Posted on 01 May 2010
The Turkish Trade deficit doubled from $2.4 billion to $5 billion in March, according to the latest data from Turkish statistical institute Turkstat. The widening is being seen as a positive sign, because it is based manufacturing companies increasing their purchases of raw materials as they ramp up production, on the back of the economic expansion. And also because Turkish citizens buying more imported goods because the recession is easing.
According to Turkstat, Turkish exports increased 22% year-on-year in March to $10 billion, while imports grew 43% year-on-year to $15 billion.
This would normally be seen as less positive, but under the circumstances it is very positive for the Turkish economic outlook. When the recession struck, manufacturing companies slowed their buying because of economic uncertainty, the fact that manufacturers are now increasing their stock levels points to increased confidence in the economic recovery from the manufacturing sector.

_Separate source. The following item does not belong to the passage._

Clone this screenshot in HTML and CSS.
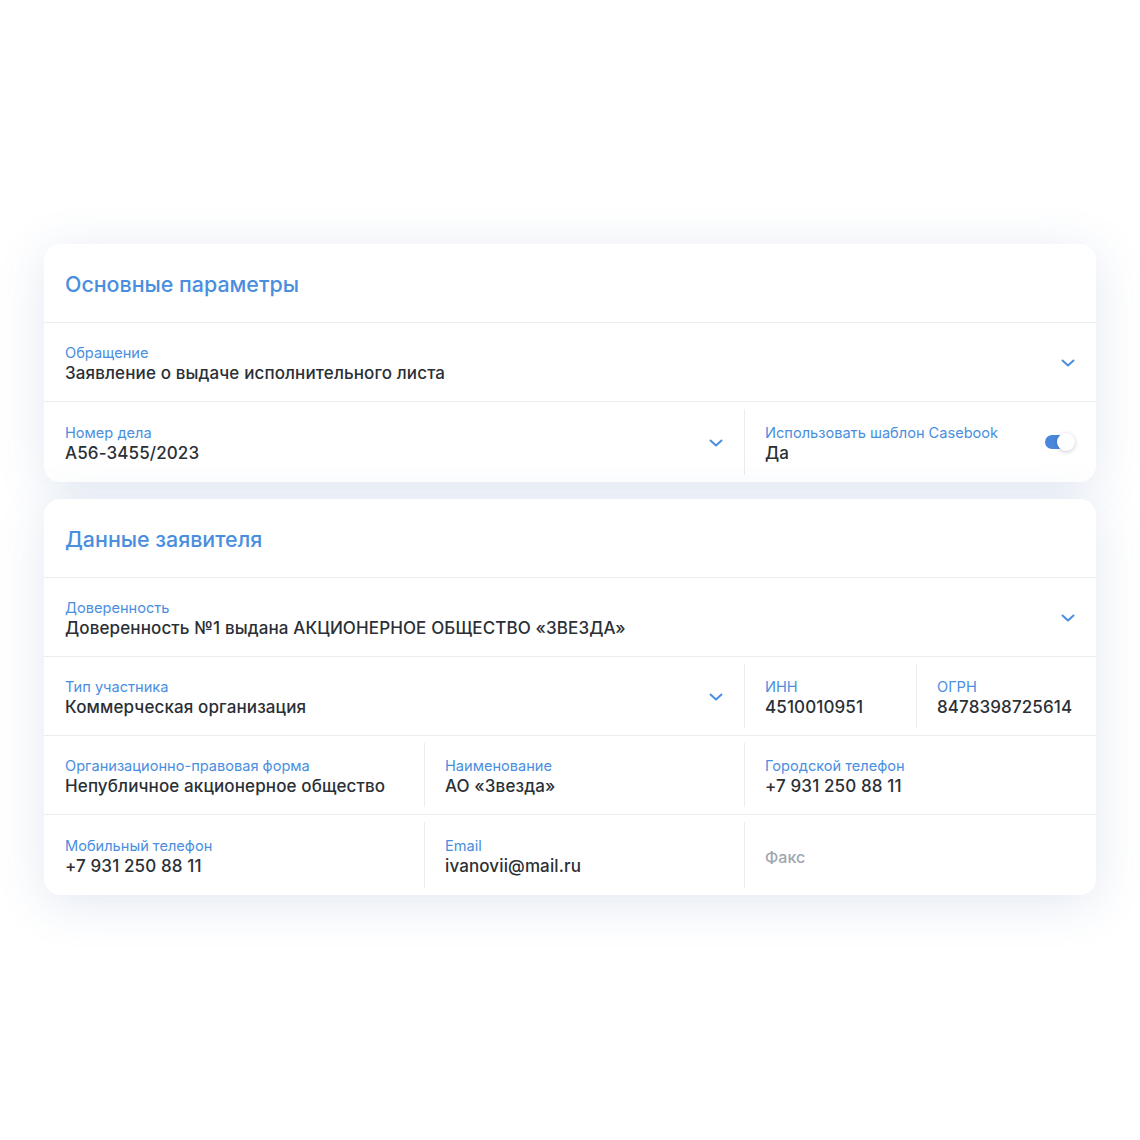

And rightly so, the Turkish economy emerged from recession in the final quarter of last year, with a year-on-year growth of 6%, beaten only by China. Several of the world’s leading economists have now got behind the prediction of a 10% increase in Turkish GDP for the first quarter, and most economists are now predicting 5-6% growth in the Turkish economy for this year, including those at the International Monetary Fund.
These believes have been fuelled by incredible growths in industrial production in January and February — year-on-year growth of 12.1% and 18.1% respectively.